**What needs to be done**
Below is some material; set it all down exactly, apart from the pictures.

-- START Data section --

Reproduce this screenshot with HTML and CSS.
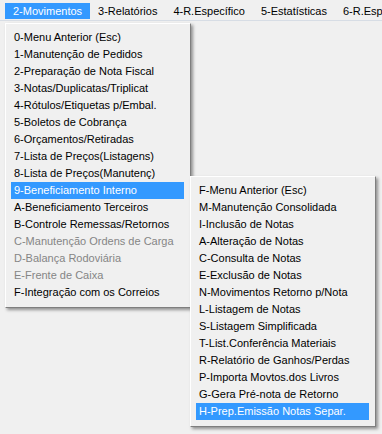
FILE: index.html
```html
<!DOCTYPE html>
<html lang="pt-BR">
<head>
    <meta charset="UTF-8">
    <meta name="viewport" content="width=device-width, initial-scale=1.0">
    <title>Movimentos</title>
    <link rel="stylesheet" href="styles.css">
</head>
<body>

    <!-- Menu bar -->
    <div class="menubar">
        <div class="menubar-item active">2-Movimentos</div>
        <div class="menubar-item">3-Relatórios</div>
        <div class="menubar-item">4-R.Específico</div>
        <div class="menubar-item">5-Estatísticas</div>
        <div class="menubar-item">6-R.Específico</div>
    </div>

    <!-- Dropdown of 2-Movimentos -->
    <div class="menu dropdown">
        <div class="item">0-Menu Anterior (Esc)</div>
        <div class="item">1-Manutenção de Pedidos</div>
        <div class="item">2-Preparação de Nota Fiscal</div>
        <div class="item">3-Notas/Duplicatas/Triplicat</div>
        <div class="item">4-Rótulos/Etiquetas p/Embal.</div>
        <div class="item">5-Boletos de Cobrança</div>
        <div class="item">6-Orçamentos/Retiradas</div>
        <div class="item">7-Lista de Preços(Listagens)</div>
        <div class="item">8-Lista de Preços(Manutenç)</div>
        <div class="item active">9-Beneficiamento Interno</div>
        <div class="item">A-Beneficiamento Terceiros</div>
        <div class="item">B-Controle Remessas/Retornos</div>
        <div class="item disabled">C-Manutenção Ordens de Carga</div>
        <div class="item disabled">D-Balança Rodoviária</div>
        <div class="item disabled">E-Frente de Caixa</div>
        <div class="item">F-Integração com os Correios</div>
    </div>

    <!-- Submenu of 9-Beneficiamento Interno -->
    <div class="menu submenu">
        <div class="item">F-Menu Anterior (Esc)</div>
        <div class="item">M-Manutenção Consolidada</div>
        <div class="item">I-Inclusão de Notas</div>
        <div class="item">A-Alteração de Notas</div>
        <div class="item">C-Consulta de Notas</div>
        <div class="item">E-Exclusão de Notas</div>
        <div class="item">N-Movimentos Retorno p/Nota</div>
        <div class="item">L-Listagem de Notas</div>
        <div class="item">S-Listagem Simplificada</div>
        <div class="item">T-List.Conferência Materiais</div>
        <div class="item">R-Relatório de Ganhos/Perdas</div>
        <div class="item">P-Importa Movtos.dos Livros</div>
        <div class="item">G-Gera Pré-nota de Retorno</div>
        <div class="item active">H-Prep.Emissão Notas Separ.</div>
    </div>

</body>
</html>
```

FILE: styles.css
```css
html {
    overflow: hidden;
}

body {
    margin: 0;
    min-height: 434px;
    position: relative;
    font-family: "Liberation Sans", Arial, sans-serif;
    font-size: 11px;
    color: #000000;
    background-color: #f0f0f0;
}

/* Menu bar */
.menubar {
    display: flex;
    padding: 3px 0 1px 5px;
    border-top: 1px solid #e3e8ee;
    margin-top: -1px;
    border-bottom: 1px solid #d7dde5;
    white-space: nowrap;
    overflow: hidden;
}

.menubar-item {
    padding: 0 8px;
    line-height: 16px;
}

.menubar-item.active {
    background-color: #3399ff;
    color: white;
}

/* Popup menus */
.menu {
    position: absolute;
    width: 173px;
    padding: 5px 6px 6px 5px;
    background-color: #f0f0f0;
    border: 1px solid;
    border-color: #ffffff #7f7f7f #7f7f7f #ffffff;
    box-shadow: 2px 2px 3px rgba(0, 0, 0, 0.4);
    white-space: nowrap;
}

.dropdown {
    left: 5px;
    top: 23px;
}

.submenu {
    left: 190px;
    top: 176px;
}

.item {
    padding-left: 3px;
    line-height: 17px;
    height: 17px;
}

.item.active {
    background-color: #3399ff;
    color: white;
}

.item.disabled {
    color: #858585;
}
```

-- END Data section --

**Result of this exercise**
Reproduce this screenshot with HTML and CSS.
FILE: index.html
```html
<!DOCTYPE html>
<html lang="pt-BR">
<head>
    <meta charset="UTF-8">
    <meta name="viewport" content="width=device-width, initial-scale=1.0">
    <title>Movimentos</title>
    <link rel="stylesheet" href="styles.css">
</head>
<body>

    <!-- Menu bar -->
    <div class="menubar">
        <div class="menubar-item active">2-Movimentos</div>
        <div class="menubar-item">3-Relatórios</div>
        <div class="menubar-item">4-R.Específico</div>
        <div class="menubar-item">5-Estatísticas</div>
        <div class="menubar-item">6-R.Específico</div>
    </div>

    <!-- Dropdown of 2-Movimentos -->
    <div class="menu dropdown">
        <div class="item">0-Menu Anterior (Esc)</div>
        <div class="item">1-Manutenção de Pedidos</div>
        <div class="item">2-Preparação de Nota Fiscal</div>
        <div class="item">3-Notas/Duplicatas/Triplicat</div>
        <div class="item">4-Rótulos/Etiquetas p/Embal.</div>
        <div class="item">5-Boletos de Cobrança</div>
        <div class="item">6-Orçamentos/Retiradas</div>
        <div class="item">7-Lista de Preços(Listagens)</div>
        <div class="item">8-Lista de Preços(Manutenç)</div>
        <div class="item active">9-Beneficiamento Interno</div>
        <div class="item">A-Beneficiamento Terceiros</div>
        <div class="item">B-Controle Remessas/Retornos</div>
        <div class="item disabled">C-Manutenção Ordens de Carga</div>
        <div class="item disabled">D-Balança Rodoviária</div>
        <div class="item disabled">E-Frente de Caixa</div>
        <div class="item">F-Integração com os Correios</div>
    </div>

    <!-- Submenu of 9-Beneficiamento Interno -->
    <div class="menu submenu">
        <div class="item">F-Menu Anterior (Esc)</div>
        <div class="item">M-Manutenção Consolidada</div>
        <div class="item">I-Inclusão de Notas</div>
        <div class="item">A-Alteração de Notas</div>
        <div class="item">C-Consulta de Notas</div>
        <div class="item">E-Exclusão de Notas</div>
        <div class="item">N-Movimentos Retorno p/Nota</div>
        <div class="item">L-Listagem de Notas</div>
        <div class="item">S-Listagem Simplificada</div>
        <div class="item">T-List.Conferência Materiais</div>
        <div class="item">R-Relatório de Ganhos/Perdas</div>
        <div class="item">P-Importa Movtos.dos Livros</div>
        <div class="item">G-Gera Pré-nota de Retorno</div>
        <div class="item active">H-Prep.Emissão Notas Separ.</div>
    </div>

</body>
</html>
```

FILE: styles.css
```css
html {
    overflow: hidden;
}

body {
    margin: 0;
    min-height: 434px;
    position: relative;
    font-family: "Liberation Sans", Arial, sans-serif;
    font-size: 11px;
    color: #000000;
    background-color: #f0f0f0;
}

/* Menu bar */
.menubar {
    display: flex;
    padding: 3px 0 1px 5px;
    border-top: 1px solid #e3e8ee;
    margin-top: -1px;
    border-bottom: 1px solid #d7dde5;
    white-space: nowrap;
    overflow: hidden;
}

.menubar-item {
    padding: 0 8px;
    line-height: 16px;
}

.menubar-item.active {
    background-color: #3399ff;
    color: white;
}

/* Popup menus */
.menu {
    position: absolute;
    width: 173px;
    padding: 5px 6px 6px 5px;
    background-color: #f0f0f0;
    border: 1px solid;
    border-color: #ffffff #7f7f7f #7f7f7f #ffffff;
    box-shadow: 2px 2px 3px rgba(0, 0, 0, 0.4);
    white-space: nowrap;
}

.dropdown {
    left: 5px;
    top: 23px;
}

.submenu {
    left: 190px;
    top: 176px;
}

.item {
    padding-left: 3px;
    line-height: 17px;
    height: 17px;
}

.item.active {
    background-color: #3399ff;
    color: white;
}

.item.disabled {
    color: #858585;
}
```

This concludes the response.